No faltan analistas que responsabilicen al secretario de Estado, Marco Rubio, por esta reiteración de las amenazas militares de EE. UU. hacia Latinoamérica y el Caribe, con el propósito de hacer valer un rol en la administración Trump que aún no lo revela como hombre fuerte ante el mandatario; o para complacer a las escuadras de la claque de personajes que le apoyan e intentan revertir el modelo que volvieron a votar las mayorías en Venezuela.

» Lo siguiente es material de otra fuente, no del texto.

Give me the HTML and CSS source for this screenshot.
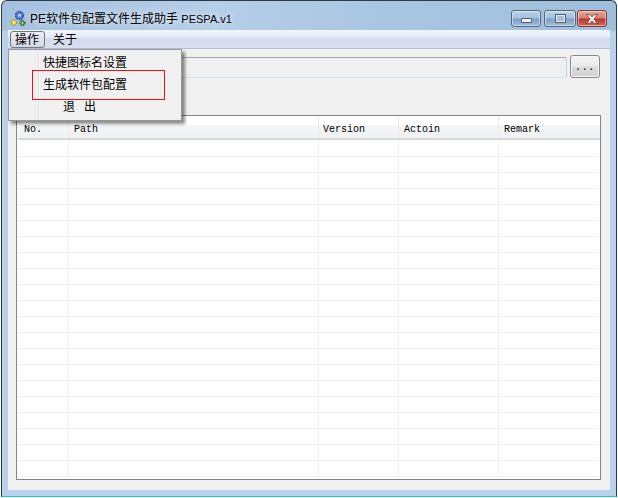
FILE: index.html
```html
<!DOCTYPE html>
<html lang="zh">
<head>
<meta charset="utf-8">
<title>PE软件包配置文件生成助手 PESPA.v1</title>
<link rel="stylesheet" href="styles.css">
</head>
<body>
<div class="window">
  <div class="titlebar">
    <svg class="app-icon" width="17" height="17" viewBox="0 0 17 17">
      <circle cx="9.5" cy="5.5" r="4" fill="#5577d8" stroke="#2f4ba0" stroke-width="1.4" stroke-dasharray="1.6 1"/>
      <circle cx="9.5" cy="5.5" r="1.4" fill="#cfe0ff"/>
      <circle cx="4" cy="12.5" r="2.8" fill="#e8d04a" stroke="#a5902a" stroke-width="1.2" stroke-dasharray="1.4 .9"/>
      <circle cx="4" cy="12.5" r="1" fill="#fff8c8"/>
      <circle cx="12.5" cy="13" r="2.5" fill="#5aa04e" stroke="#2f6b2a" stroke-width="1.2" stroke-dasharray="1.4 .9"/>
      <circle cx="12.5" cy="13" r="0.8" fill="#d7f0cf"/>
    </svg>
    <span class="title">PE软件包配置文件生成助手 <span class="title-latin">PESPA.v1</span></span>
    <div class="controls">
      <div class="ctl ctl-min"><span class="glyph-min"></span></div>
      <div class="ctl ctl-max"><span class="glyph-max"></span></div>
      <div class="ctl ctl-close">
        <svg width="18" height="12" viewBox="0 0 18 12"><path d="M3.5 1.5h3.2L9 3.7l2.3-2.2h3.2L11 6l3.500 4.500h-3.200L9 8.300l-2.300 2.200H3.500L7 6z" fill="#f4ecec" stroke="#6d2a22" stroke-width=".7"/></svg>
      </div>
    </div>
  </div>
  <div class="client">
    <div class="menubar">
      <span class="menu-item menu-active">操作</span>
      <span class="menu-item">关于</span>
    </div>
    <div class="body">
      <div class="path-row">
        <div class="path-input"></div>
        <div class="browse">...</div>
      </div>
      <div class="list">
        <div class="row head">
          <div class="cell c1">No.</div>
          <div class="cell c2">Path</div>
          <div class="cell c3">Version</div>
          <div class="cell c4">Actoin</div>
          <div class="cell c5">Remark</div>
        </div>
        <div class="rows" id="rows"></div>
      </div>
    </div>
  </div>
  <div class="popup">
    <div class="popup-item">快捷图标名设置</div>
    <div class="popup-item">生成软件包配置</div>
    <div class="popup-item popup-exit">退&nbsp;&nbsp;出</div>
    <div class="highlight"></div>
  </div>
</div>
<script src="app.js"></script>
</body>
</html>
```
FILE: styles.css
```css
* { box-sizing: border-box; }
html, body { margin: 0; padding: 0; }
body {
  width: 618px;
  height: 498px;
  overflow: hidden;
  background: #fff;
  padding: 0 1px;
  font: 12px "Liberation Sans", "Noto Sans CJK SC", sans-serif;
  color: #000;
}
.window {
  position: relative;
  width: 616px;
  height: 497px;
  display: flex;
  flex-direction: column;
  padding: 0 6px 6px 6px;
  background: #b8d2ec linear-gradient(90deg, #a4c1de 0, #b6cfe8 35%, #a9c6e2 60%, #9fbfdd 100%) no-repeat;
  background-size: 100% 30px;
  border: 1px solid #2c3a44;
  border-bottom-color: #27c3d8;
  border-radius: 6px 6px 0 0;
}
.titlebar {
  height: 29px;
  flex: none;
  display: flex;
  align-items: flex-start;
  position: relative;
}
.app-icon { flex: none; margin: 9px 3px 0 2px; }
.title { font-size: 12px; line-height: 14px; margin-top: 11px; white-space: nowrap; text-shadow: 0 0 6px #fff; }
.title-latin { font-size: 11px; }
.controls {
  margin-left: auto;
  margin-right: 3px;
  margin-top: 9px;
  display: flex;
  gap: 3px;
}
.ctl {
  height: 17px;
  border: 1px solid #56677d;
  border-radius: 3px;
  display: flex;
  align-items: center;
  justify-content: center;
  box-shadow: inset 0 0 0 1px rgba(255,255,255,.45);
  background: linear-gradient(#bdd3e9 0, #a4c0dc 48%, #7da0c3 52%, #9dbcd9 100%);
}
.ctl-min { width: 30px; }
.ctl-max { width: 32px; margin-right: -2px; }
.ctl-close {
  width: 30px;
  border-color: #7b3a33;
  background: linear-gradient(#e5a79d 0, #d87f72 48%, #bb3526 52%, #cf6a58 100%);
}
.glyph-min {
  width: 11px; height: 5px; margin-top: 3px;
  background: #eef3f8; border: 1px solid #4d5f75; border-radius: 1px;
}
.glyph-max {
  width: 11px; height: 9px;
  border: 2px solid #e9eff6;
  outline: 1px solid #4d5f75;
  outline-offset: -1px;
  background: #a7c0da;
}
.client {
  flex: 1;
  display: flex;
  flex-direction: column;
  min-height: 0;
  background: #f0f0f0;
}
.menubar {
  height: 19px;
  flex: none;
  display: flex;
  align-items: center;
  padding-left: 2px;
  gap: 3px;
  background: linear-gradient(#f2f5fb 0, #e6ebf6 40%, #d5dcee 45%, #d8deef 100%);
  border-bottom: 1px solid #b5bdd4;
}
.menu-item {
  height: 17px;
  padding: 0 5px 0 4px;
  line-height: 16px;
  border: 1px solid transparent;
}
.menu-active {
  border: 1px solid #6d7786;
  border-radius: 3px;
  background: linear-gradient(#eef0f4, #d4d8e2);
}
.body {
  flex: 1;
  display: flex;
  flex-direction: column;
  padding: 6px 9px 10px 8px;
  min-height: 0;
}
.path-row {
  display: flex;
  align-items: flex-start;
  gap: 3px;
  height: 60px;
  flex: none;
}
.path-input {
  flex: 1;
  height: 21px;
  margin-top: 2px;
  background: #f0f0f0;
  border: 1px solid #aebccb;
  border-top-color: #a2a8ad;
  border-right-color: #bcd5ea;
  border-bottom-color: #cfe3f1;
  border-radius: 2px;
}
.browse {
  flex: none;
  width: 30px;
  height: 23px;
  margin-right: 1px;
  border: 1px solid #8a8a8a;
  border-radius: 3px;
  font: 10px "Liberation Mono", monospace;
  letter-spacing: .7px;
  line-height: 23px;
  text-align: center;
  white-space: nowrap;
  box-shadow: inset 0 0 0 1px #f6f6f6;
  background: linear-gradient(#f2f2f2 0, #ebebeb 48%, #dcdcdc 52%, #d2d2d2 100%);
}
.list {
  flex: 1;
  min-height: 0;
  display: flex;
  flex-direction: column;
  background: #fff;
  border: 1px solid #82858a;
  padding-left: 1px;
  overflow: hidden;
}
.row { display: flex; flex: none; }
.head {
  height: 24px;
  border-bottom: 2px solid #d7d8da;
  background: linear-gradient(#fff 0, #fff 40%, #f3f4f6 45%, #f1f2f4 100%);
}
.cell {
  flex: none;
  height: 100%;
  border-right: 1px solid #e9eaec;
  font: 10px/27px "Liberation Mono", monospace;
  padding-left: 5px;
  white-space: nowrap;
}
.c1 { width: 51px; padding-left: 6px; }
.c2 { width: 250px; }
.c3 { width: 80px; padding-left: 4px; }
.c4 { width: 100px; }
.c5 { width: 99px; border-right: 0; }
.rows { flex: 1; min-height: 0; overflow: hidden; padding-top: 1px; }
.data { height: 16px; }
.data .cell { border-bottom: 1px solid #f0f0f0; border-right: 1px solid #f0f0f0; }
.data .c5 { border-right: 0; }
.popup {
  position: absolute;
  left: 6px;
  top: 48px;
  width: 174px;
  height: 72px;
  padding: 2px 0 0 34px;
  background: linear-gradient(90deg, #f0f0f0 0, #f0f0f0 29px, #e2e3e3 29px, #e2e3e3 30px, #fff 30px, #f0f0f0 31px);
  border: 1px solid #979797;
  box-shadow: 3px 3px 3px rgba(0,0,0,.45);
}
.popup-item { height: 22px; line-height: 22px; font-size: 12px; white-space: nowrap; }
.popup-exit { padding-left: 20px; letter-spacing: .75px; }
.highlight {
  position: absolute;
  left: 23px;
  top: 20px;
  width: 133px;
  height: 30px;
  border: 1px solid #ee1111;
}
```
FILE: app.js
```js
var rows = document.getElementById('rows');
var html = '';
for (var i = 0; i < 21; i++) {
  html += '<div class="row data"><div class="cell c1"></div><div class="cell c2"></div><div class="cell c3"></div><div class="cell c4"></div><div class="cell c5"></div></div>';
}
rows.innerHTML = html;
```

En tal sentido pueden entenderse las giras del titular del Departamento de Estado por la región; la más reciente, con visita a México, donde la presidenta Claudia Sheinbaum reiteró la disposición de su ejecutivo a la cooperación conjunta contra el narco, pero ratificando preocupaciones de su país irresueltas como la entrada por la porosa frontera común que Washington quisiera militarizar, de las armas que nutren a los cárteles, y confirmando otra vez que es inviolable la soberanía nacional.

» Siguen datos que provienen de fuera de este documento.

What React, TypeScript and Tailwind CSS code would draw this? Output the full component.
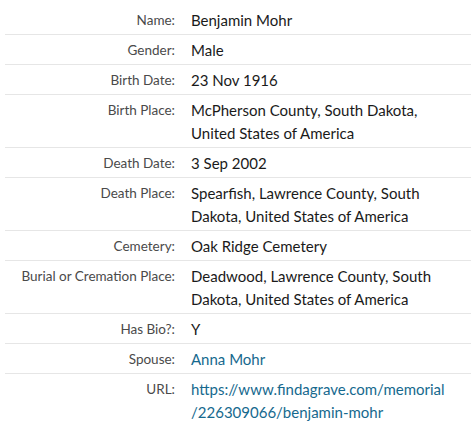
import React from "react";

type Row = { label: string; value: React.ReactNode; link?: boolean };

const rows: Row[] = [
  { label: "Name:", value: "Benjamin Mohr" },
  { label: "Gender:", value: "Male" },
  { label: "Birth Date:", value: "23 Nov 1916" },
  { label: "Birth Place:", value: "McPherson County, South Dakota, United States of America" },
  { label: "Death Date:", value: "3 Sep 2002" },
  { label: "Death Place:", value: "Spearfish, Lawrence County, South Dakota, United States of America" },
  { label: "Cemetery:", value: "Oak Ridge Cemetery" },
  { label: "Burial or Cremation Place:", value: "Deadwood, Lawrence County, South Dakota, United States of America" },
  { label: "Has Bio?:", value: "Y" },
  { label: "Spouse:", value: "Anna Mohr", link: true },
  {
    label: "URL:",
    value: (
      <>
        https://www.findagrave.com/memorial
        <wbr />
        /226309066/benjamin-mohr
      </>
    ),
    link: true,
  },
];

export default function App() {
  return (
    <div className="w-[475px] h-[435px] bg-white pt-[5px] pl-[5px] font-['Lato','Liberation_Sans',sans-serif] text-[15px] leading-[23px]">
      <div className="w-[466px]">
        {rows.map((row, idx) => (
          <div
            key={row.label}
            className={`flex items-start pt-1 pb-[2px] ${idx < rows.length - 1 ? "border-b border-[#e6e6e6]" : ""}`}
          >
            <div className="w-[170px] shrink-0 text-right whitespace-nowrap text-[13.5px] text-[#4a4a4a]">
              {row.label}
            </div>
            <div
              className={`pl-4 pr-2 flex-1 ${row.link ? "text-[#16698e]" : "text-[#1a1a1a]"}`}
            >
              {row.value}
            </div>
          </div>
        ))}
      </div>
    </div>
  );
}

El periplo continuó en Ecuador, donde Noboa, como era de esperar, abrió más las puertas y confirmó la anuencia para que grupos delincuenciales de su país sean incluidos en la lista estadounidense de cárteles narcoterroristas: una venia que autoriza el posible hacer y deshacer de las tropas de EE. UU. en su país.

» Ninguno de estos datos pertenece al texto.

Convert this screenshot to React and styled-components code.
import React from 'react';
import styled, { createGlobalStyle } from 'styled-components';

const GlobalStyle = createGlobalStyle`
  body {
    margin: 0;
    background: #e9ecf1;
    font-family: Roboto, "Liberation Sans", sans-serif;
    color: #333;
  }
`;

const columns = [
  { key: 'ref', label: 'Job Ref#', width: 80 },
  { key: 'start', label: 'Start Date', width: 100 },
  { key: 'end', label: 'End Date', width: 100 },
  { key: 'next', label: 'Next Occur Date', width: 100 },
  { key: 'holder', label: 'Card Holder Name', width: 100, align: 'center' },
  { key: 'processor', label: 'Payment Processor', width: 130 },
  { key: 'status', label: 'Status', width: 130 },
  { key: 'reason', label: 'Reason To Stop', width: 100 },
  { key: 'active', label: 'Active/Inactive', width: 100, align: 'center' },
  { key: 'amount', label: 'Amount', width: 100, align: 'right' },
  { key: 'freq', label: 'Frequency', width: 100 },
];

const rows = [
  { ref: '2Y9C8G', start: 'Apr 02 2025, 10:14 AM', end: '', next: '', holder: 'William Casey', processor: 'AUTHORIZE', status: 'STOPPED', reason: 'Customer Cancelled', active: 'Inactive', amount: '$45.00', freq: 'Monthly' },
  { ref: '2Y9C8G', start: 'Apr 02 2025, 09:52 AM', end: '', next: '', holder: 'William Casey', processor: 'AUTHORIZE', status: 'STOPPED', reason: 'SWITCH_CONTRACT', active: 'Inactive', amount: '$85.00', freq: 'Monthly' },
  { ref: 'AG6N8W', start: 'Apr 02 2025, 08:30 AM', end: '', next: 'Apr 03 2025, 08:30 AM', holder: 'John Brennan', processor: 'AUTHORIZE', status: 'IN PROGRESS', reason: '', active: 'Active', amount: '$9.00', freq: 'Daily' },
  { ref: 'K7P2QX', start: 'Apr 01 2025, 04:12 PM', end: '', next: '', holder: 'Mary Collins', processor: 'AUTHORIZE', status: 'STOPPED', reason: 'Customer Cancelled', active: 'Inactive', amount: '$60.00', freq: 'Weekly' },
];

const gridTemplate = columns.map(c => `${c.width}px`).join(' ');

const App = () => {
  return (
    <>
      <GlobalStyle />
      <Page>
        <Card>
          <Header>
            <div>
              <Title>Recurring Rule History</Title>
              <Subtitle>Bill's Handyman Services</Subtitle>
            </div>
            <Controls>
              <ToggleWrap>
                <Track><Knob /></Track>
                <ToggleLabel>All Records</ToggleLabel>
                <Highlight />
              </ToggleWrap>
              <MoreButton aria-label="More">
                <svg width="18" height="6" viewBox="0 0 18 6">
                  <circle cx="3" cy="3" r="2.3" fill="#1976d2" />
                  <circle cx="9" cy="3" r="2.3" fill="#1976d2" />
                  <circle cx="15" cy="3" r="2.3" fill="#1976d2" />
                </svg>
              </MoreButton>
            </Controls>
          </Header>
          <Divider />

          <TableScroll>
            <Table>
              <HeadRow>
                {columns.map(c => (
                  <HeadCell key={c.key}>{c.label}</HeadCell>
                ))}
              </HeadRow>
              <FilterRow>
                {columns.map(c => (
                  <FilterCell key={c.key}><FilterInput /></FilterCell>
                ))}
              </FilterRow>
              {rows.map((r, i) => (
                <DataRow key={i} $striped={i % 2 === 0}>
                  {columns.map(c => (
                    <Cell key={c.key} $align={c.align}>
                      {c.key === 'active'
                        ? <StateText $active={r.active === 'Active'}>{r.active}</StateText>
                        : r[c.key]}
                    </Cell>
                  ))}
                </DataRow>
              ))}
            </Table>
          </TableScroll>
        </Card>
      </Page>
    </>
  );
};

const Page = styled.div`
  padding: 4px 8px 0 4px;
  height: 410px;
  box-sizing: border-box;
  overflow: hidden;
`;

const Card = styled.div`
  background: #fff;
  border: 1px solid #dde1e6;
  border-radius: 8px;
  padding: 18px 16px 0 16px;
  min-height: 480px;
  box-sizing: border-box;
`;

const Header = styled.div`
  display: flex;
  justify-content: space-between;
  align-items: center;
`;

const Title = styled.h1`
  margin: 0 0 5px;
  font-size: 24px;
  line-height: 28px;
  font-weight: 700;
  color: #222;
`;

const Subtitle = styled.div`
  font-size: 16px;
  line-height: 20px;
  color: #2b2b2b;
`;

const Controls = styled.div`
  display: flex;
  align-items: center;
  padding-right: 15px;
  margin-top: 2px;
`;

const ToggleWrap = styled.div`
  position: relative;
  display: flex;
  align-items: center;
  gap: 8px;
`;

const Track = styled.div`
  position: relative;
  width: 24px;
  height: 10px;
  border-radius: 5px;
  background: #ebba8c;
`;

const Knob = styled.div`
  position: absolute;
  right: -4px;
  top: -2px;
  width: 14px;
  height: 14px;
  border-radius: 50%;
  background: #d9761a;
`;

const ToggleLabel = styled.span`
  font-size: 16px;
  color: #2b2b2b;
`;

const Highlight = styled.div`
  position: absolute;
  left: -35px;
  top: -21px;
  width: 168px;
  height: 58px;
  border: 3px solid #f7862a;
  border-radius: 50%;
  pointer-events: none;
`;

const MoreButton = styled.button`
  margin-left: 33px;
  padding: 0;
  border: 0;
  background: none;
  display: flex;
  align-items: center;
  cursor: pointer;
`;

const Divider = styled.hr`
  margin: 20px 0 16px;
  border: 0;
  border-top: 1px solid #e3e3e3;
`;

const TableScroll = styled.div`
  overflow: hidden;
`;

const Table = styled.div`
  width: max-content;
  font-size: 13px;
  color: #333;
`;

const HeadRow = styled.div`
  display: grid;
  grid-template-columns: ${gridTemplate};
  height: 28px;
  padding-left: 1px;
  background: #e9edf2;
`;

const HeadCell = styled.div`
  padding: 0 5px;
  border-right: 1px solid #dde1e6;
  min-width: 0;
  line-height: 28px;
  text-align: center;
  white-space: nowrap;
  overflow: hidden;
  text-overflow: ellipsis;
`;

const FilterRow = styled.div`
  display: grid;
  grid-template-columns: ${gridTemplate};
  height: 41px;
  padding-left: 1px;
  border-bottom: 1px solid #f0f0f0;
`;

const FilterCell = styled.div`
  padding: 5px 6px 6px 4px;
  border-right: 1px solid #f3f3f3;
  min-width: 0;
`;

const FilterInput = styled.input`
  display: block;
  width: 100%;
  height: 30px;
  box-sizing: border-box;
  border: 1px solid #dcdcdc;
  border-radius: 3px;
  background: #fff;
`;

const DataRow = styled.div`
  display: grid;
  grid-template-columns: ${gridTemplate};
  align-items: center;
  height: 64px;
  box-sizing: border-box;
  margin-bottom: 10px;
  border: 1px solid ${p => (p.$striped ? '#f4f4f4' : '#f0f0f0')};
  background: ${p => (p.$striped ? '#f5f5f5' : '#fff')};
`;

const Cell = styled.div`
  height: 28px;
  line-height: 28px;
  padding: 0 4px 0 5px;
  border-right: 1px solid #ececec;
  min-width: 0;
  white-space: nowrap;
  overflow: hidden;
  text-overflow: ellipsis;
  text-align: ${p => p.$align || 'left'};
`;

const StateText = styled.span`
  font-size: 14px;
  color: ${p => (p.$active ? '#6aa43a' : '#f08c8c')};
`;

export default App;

Otros observadores, sin embargo, adivinan tras esta estrategia con aspiraciones recolonizadoras, la urgencia de Washington por retomar los espacios que perdió en Latinoamérica, y que han sido ocupados por la incrementada presencia comercial de China, cuya política de intercambio de ganar-ganar resulta mucho más justa y atractiva que la ley del embudo aplicada siempre por la nación del Norte.
En ese contexto, think tanks asentados en Miami ubican las presiones de la administración republicana sobre Panamá, y la amenaza de retomar el control de su Canal para que el vulnerable Gobierno de José Raúl Mulino rompiera sus tratativas con Beijing. La estrategia allí, hasta hoy, resultó exitosa.
Todas las hipótesis son tan probables como urgente es que Latinoamérica y el Caribe sigan denunciando los peligros de las asechanzas yanquis, y reivindiquen que es inviolable la paz que ha proclamado para sus naciones.